◆ RECORDS TO PROCESS:
====================

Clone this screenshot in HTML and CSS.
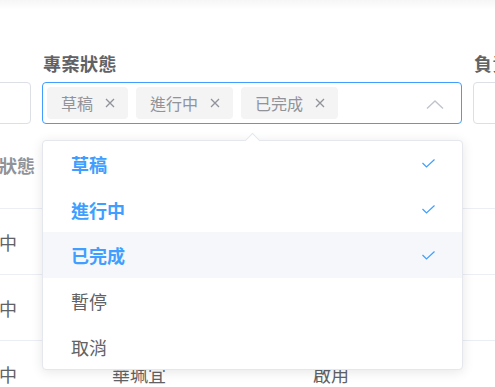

====================

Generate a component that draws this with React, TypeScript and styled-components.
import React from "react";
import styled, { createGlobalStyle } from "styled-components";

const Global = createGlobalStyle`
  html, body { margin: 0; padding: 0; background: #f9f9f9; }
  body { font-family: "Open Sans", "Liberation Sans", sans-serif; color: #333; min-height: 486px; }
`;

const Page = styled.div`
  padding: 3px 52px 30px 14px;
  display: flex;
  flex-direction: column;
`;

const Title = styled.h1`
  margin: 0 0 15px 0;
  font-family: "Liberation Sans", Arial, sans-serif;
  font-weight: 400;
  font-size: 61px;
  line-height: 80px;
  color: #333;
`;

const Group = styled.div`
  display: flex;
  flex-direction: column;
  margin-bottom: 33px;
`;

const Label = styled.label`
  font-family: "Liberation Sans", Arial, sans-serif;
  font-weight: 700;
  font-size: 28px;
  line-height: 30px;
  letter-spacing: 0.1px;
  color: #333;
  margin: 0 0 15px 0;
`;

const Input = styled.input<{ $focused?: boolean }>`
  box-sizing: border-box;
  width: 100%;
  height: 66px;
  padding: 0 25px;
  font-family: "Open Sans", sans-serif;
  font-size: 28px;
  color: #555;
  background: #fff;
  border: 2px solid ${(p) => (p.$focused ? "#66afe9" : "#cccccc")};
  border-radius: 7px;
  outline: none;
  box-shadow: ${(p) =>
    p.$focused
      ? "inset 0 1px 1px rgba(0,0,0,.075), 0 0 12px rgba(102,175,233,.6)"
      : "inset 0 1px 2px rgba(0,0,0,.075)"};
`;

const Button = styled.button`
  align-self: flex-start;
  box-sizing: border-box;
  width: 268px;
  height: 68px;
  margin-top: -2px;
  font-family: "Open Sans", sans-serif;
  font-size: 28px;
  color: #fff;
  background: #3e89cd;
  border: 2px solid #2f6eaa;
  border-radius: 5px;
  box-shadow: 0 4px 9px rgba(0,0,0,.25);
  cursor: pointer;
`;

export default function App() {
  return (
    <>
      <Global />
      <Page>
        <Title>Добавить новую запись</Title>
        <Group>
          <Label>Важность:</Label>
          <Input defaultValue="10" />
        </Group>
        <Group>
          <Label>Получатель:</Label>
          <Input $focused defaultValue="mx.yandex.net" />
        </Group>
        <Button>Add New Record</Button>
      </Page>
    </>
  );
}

====================

◆ TASK:
Answer with one number only: how many lines above contain the word "this".

◆ FULL OUTPUT:
2